• DATASET EXTRACT:
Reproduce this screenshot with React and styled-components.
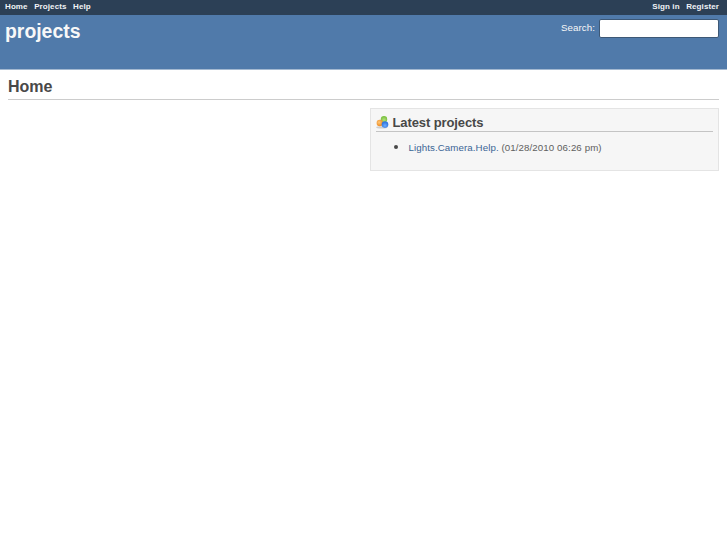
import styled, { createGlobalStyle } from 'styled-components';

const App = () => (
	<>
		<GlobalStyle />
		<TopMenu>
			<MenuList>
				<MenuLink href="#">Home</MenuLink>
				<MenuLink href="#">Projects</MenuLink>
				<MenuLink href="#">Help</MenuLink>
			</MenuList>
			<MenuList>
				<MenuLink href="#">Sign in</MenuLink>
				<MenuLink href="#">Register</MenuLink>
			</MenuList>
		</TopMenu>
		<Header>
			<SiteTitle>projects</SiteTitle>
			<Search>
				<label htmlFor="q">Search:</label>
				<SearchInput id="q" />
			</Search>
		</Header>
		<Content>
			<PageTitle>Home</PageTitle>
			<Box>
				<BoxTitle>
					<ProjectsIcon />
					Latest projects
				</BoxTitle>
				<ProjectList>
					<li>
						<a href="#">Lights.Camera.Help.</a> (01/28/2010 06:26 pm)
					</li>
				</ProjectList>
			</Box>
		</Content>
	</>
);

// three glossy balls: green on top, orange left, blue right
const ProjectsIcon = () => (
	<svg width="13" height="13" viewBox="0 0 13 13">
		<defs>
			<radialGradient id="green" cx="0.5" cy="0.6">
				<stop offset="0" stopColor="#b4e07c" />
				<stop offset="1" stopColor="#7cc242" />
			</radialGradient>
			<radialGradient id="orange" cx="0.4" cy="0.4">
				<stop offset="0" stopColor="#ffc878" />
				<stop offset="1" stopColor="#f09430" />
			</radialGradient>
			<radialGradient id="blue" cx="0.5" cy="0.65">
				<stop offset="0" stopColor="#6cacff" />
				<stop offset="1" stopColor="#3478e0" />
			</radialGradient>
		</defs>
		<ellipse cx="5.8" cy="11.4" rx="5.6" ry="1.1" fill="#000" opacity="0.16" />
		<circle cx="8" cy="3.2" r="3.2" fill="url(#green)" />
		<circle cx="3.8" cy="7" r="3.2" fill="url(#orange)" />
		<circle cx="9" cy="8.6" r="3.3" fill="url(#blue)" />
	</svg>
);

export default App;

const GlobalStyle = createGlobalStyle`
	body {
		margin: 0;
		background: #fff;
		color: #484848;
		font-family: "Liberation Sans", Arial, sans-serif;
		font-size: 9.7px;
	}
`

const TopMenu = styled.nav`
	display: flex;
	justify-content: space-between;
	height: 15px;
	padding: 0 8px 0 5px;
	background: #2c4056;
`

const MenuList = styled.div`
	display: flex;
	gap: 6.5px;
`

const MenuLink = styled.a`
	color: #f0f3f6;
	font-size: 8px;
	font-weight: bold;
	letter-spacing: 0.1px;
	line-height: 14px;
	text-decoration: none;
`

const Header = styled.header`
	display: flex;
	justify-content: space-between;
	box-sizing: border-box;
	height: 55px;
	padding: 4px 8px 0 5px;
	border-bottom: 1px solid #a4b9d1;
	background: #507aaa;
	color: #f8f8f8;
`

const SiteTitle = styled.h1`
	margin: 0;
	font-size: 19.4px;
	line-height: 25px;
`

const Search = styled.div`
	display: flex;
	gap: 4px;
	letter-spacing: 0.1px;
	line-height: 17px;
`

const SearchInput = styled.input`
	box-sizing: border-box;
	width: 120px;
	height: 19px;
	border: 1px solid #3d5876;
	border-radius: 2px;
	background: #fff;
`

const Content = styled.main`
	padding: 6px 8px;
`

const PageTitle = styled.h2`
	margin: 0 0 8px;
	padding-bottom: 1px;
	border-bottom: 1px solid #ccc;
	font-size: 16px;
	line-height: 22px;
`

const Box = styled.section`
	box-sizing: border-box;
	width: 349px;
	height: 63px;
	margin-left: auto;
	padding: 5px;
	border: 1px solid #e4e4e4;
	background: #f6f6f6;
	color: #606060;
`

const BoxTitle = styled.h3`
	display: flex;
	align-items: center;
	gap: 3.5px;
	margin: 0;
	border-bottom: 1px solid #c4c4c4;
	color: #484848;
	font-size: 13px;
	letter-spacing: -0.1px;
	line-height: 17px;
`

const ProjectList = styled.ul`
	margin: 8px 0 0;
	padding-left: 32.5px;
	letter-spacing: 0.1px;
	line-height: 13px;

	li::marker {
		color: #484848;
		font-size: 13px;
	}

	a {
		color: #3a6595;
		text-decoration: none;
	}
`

• WHAT YOU SHOULD DO: Reproduce every line of the listing above in which the string "components" appears.

• FULL SOLUTION:
Reproduce this screenshot with React and styled-components.
import styled, { createGlobalStyle } from 'styled-components';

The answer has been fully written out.